Milagre económico europeu está por um fio. Este país poderá ficar sem dinheiro da noite para o dia
A Irlanda tem sido apontada como um dos maiores milagres económicos da Europa, com um crescimento do PIB que supera o de países como a Noruega ou a Suíça. No entanto, essa bonança pode estar por um fio. A economia irlandesa tem beneficiado de forma extraordinária dos lucros registados por multinacionais tecnológicas e farmacêuticas, mas essa dependência extrema está agora sob ameaça, sobretudo perante a possibilidade de uma mudança de política fiscal por parte dos Estados Unidos, impulsionada por Donald Trump.

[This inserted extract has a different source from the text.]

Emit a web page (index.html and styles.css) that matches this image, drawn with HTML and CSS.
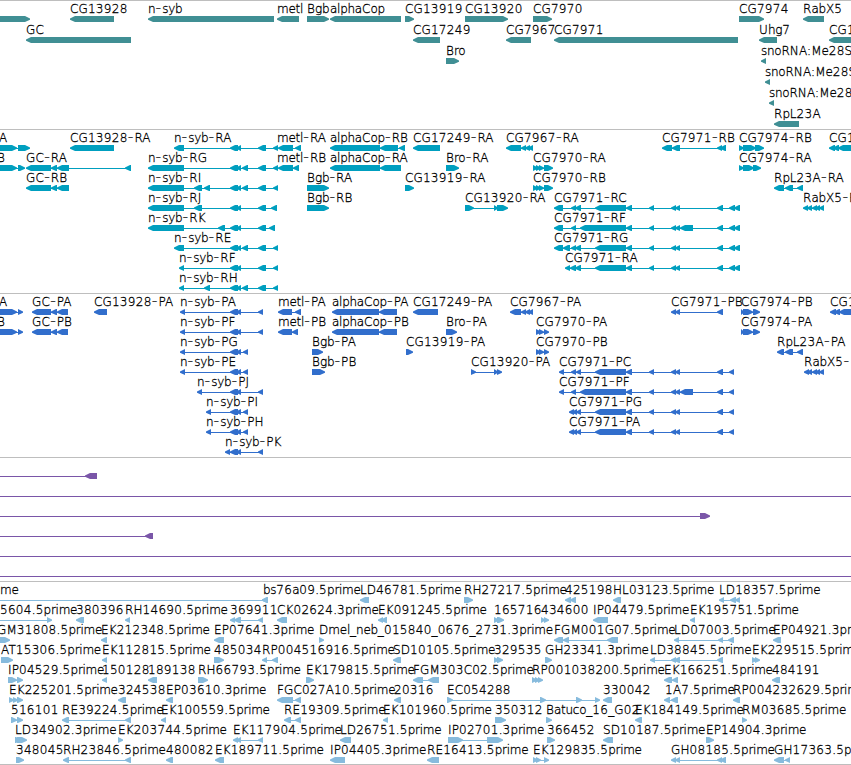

Só no último ano, o Produto Interno Bruto (PIB) irlandês cresceu 9,7%, tornando o país responsável por mais de metade do crescimento económico da zona euro, apesar de representar apenas 1% da população da União Europeia. No entanto, os economistas alertam que esta expansão tem pouco a ver com a atividade económica real dos irlandeses, revela o ‘elEconomista’.
Gigantes como a Apple, Microsoft ou Pfizer transferem para a Irlanda direitos de propriedade intelectual e lucros de operações globais, aproveitando-se da taxa de imposto sobre lucros empresariais de apenas 12,5%. O resultado? Um PIB per capita inflacionado e uma arrecadação anual de cerca de 20 mil milhões de euros em impostos, que tem sustentado serviços públicos como saúde e educação — mas com pouca margem para poupança.
Segundo o semanário The Economist, a Irlanda gastou praticamente todo o valor arrecadado nos últimos anos, poupando apenas cerca de 10% dos 160 mil milhões de euros obtidos em receitas corporativas na última década. Ao contrário da Noruega, que criou um fundo soberano com as receitas do petróleo, Dublin tem-se mostrado lenta na preparação para tempos de menor abundância.
Agora, a ameaça de Donald Trump lançar novas tarifas e travar o planeamento fiscal agressivo das multinacionais reacende os receios. Em março, durante a habitual visita do primeiro-ministro irlandês à Casa Branca por ocasião do Dia de São Patrício, o ex-presidente norte-americano criticou duramente o tratamento fiscal dado às empresas nos EUA, sugerindo que a Irlanda estaria a enriquecer à custa dos americanos. Trump já ameaçou impor tarifas “recíprocas” e voltar a mexer nas regras fiscais internacionais caso regresse ao poder.
A dependência da Irlanda de um punhado de grandes empresas é tal que, em 2023, apenas três companhias foram responsáveis por 38% de toda a receita de imposto corporativo do país. Além disso, 11% da força de trabalho depende diretamente de multinacionais estrangeiras, que representam um terço das receitas de imposto sobre o rendimento.
No entanto, os efeitos colaterais deste sucesso são visíveis. Em Dublin, os preços da habitação dispararam com a chegada de milhares de trabalhadores das tecnológicas, agravando a crise imobiliária. O Conselho Consultivo Fiscal Irlandês já alertou para o risco de a Irlanda sofrer da chamada “doença holandesa”, um fenómeno em que a abundância repentina de receitas externas distorce a economia nacional — como aconteceu com a Holanda nos anos 70 devido ao gás natural.